A department spokesman confidently predicted before Nunn's subcommittee that Bason's decision would be overturned on appeal. He was dead wrong. In November 1989, U.S. District Judge William B. Bryant affirmed the bankruptcy court on every major finding. Inslaw performed its contract, said Judge Bryant, "in a hostile environment that extended from the higher echelons of the Justice Department to the officials who had day-to-day responsibility for supervising its work." There was "convincing, perhaps compelling support" for Bason's findings. Bryant refused to disturb them.

Whereupon Thornburgh announced that the government would take a further appeal, the better to exhaust Hamilton's resources. Hamilton responded by suing for a writ of mandamus to compel the attorney general to appoint independent special counsel to investigate. Such an appointment could lead to criminal charges. Thornburgh last month demanded that the suit be dismissed.
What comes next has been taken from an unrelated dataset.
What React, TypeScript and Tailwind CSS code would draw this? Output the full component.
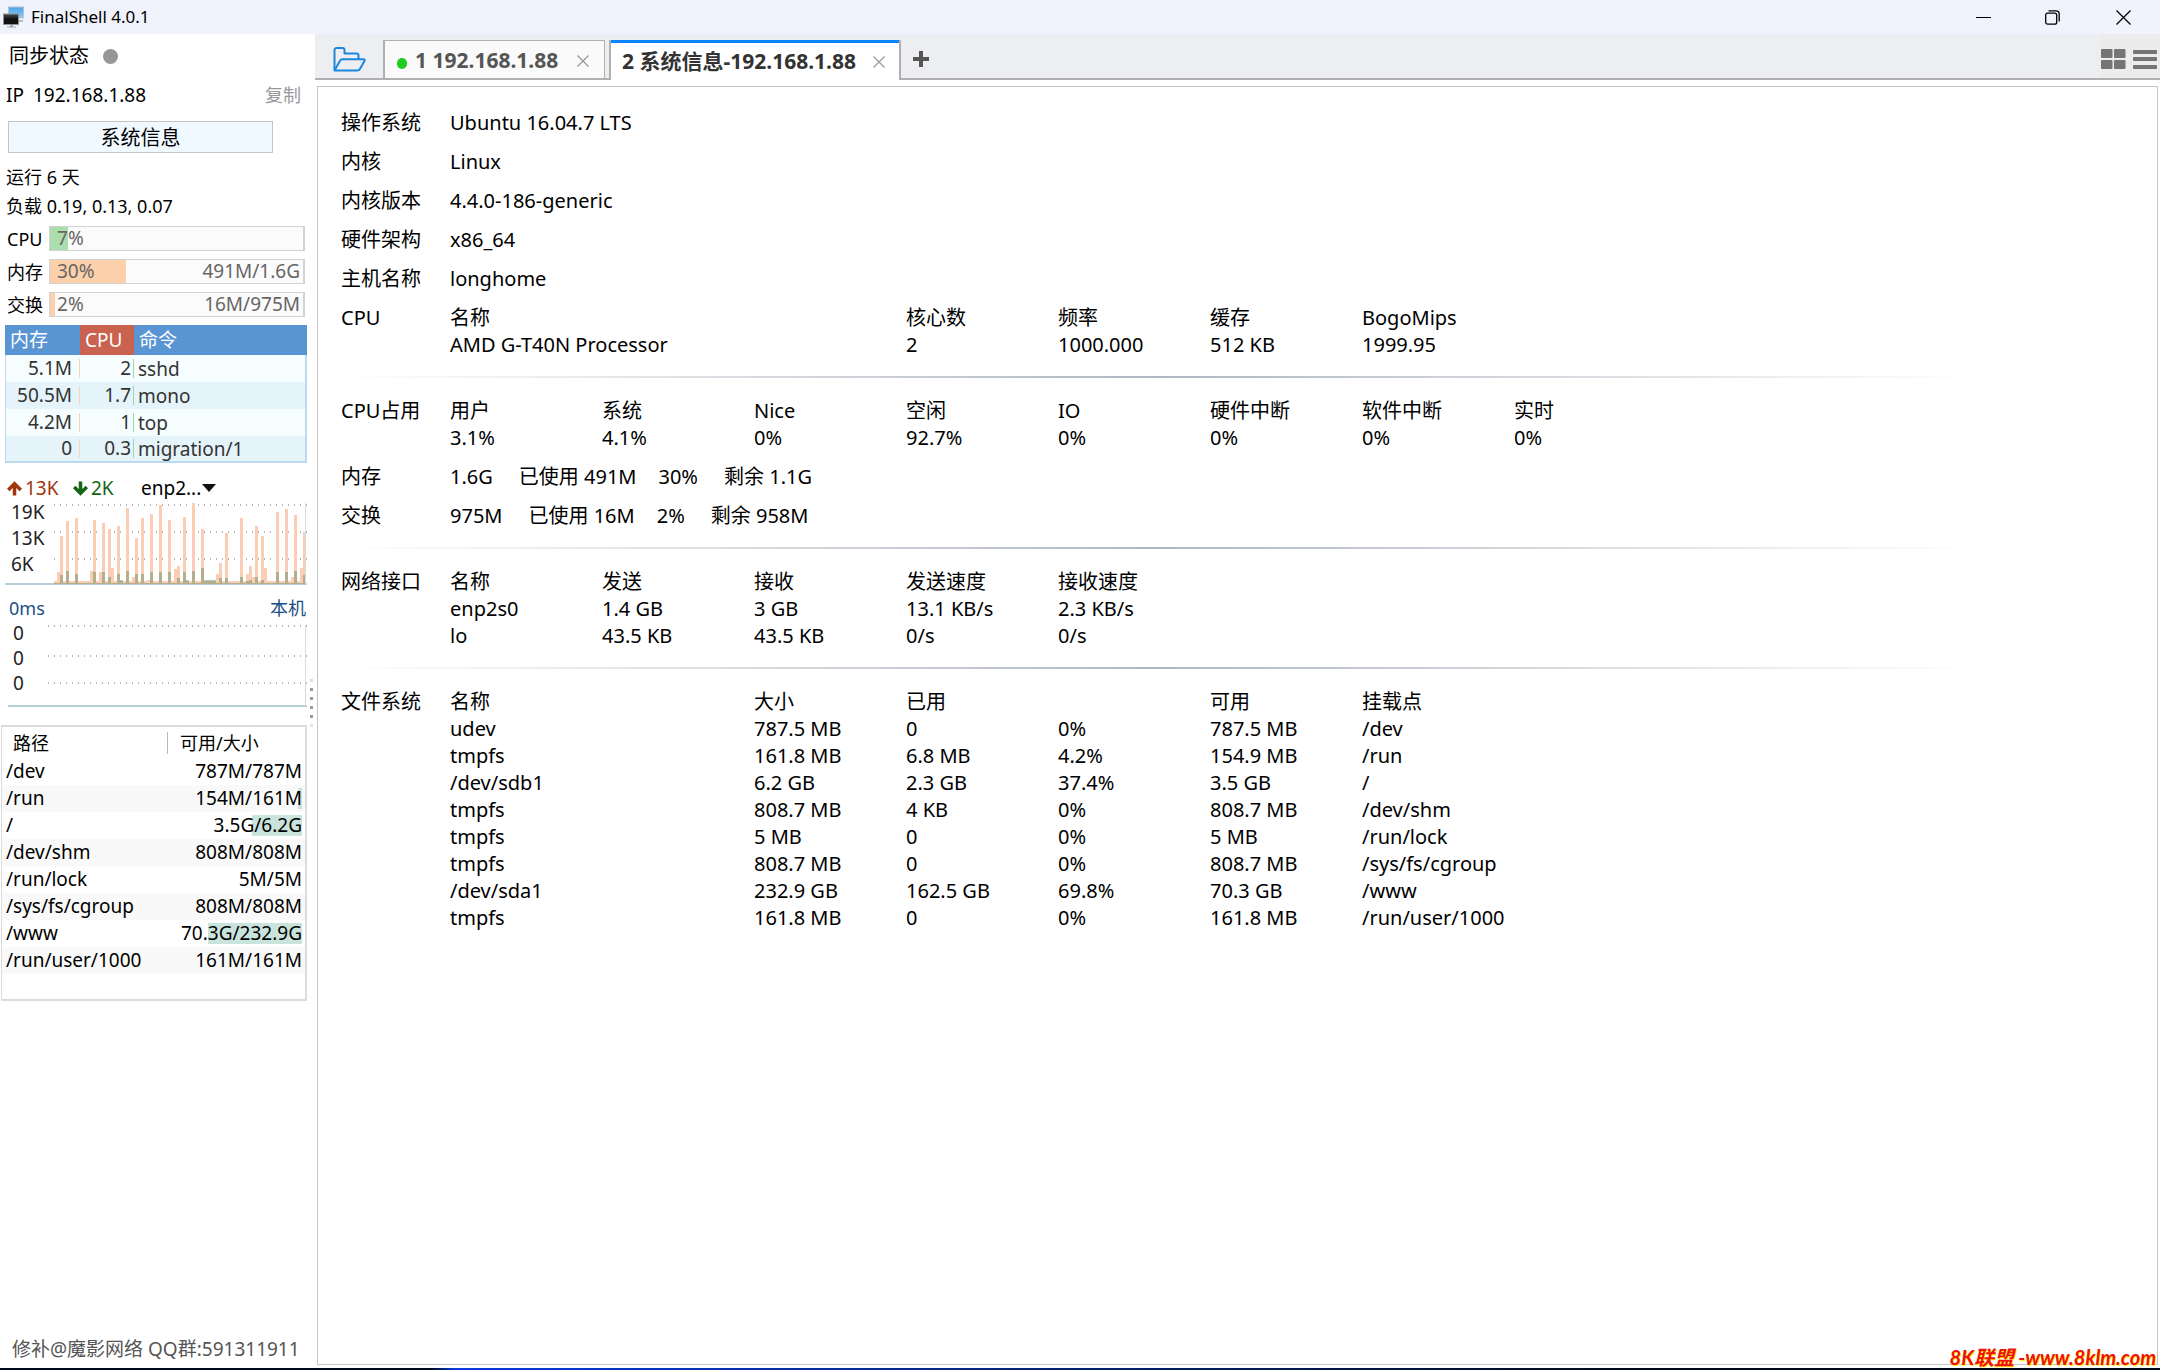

He claims an absolute, unreviewable power of "prosecutorial discretion." He will not set an impartial investigation in motion.

Meanwhile, the department has advertised for bids on a case-management system for its Division of Land and Natural Resources. The contract requirements have been so skillfully drawn that Inslaw is effectively barred from even trying for the contract.

There the ugly matter stands. Attorney General Thornburgh has at his command the power of the government's bottomless purse. He is brutally abusing that power. I for one cry shame.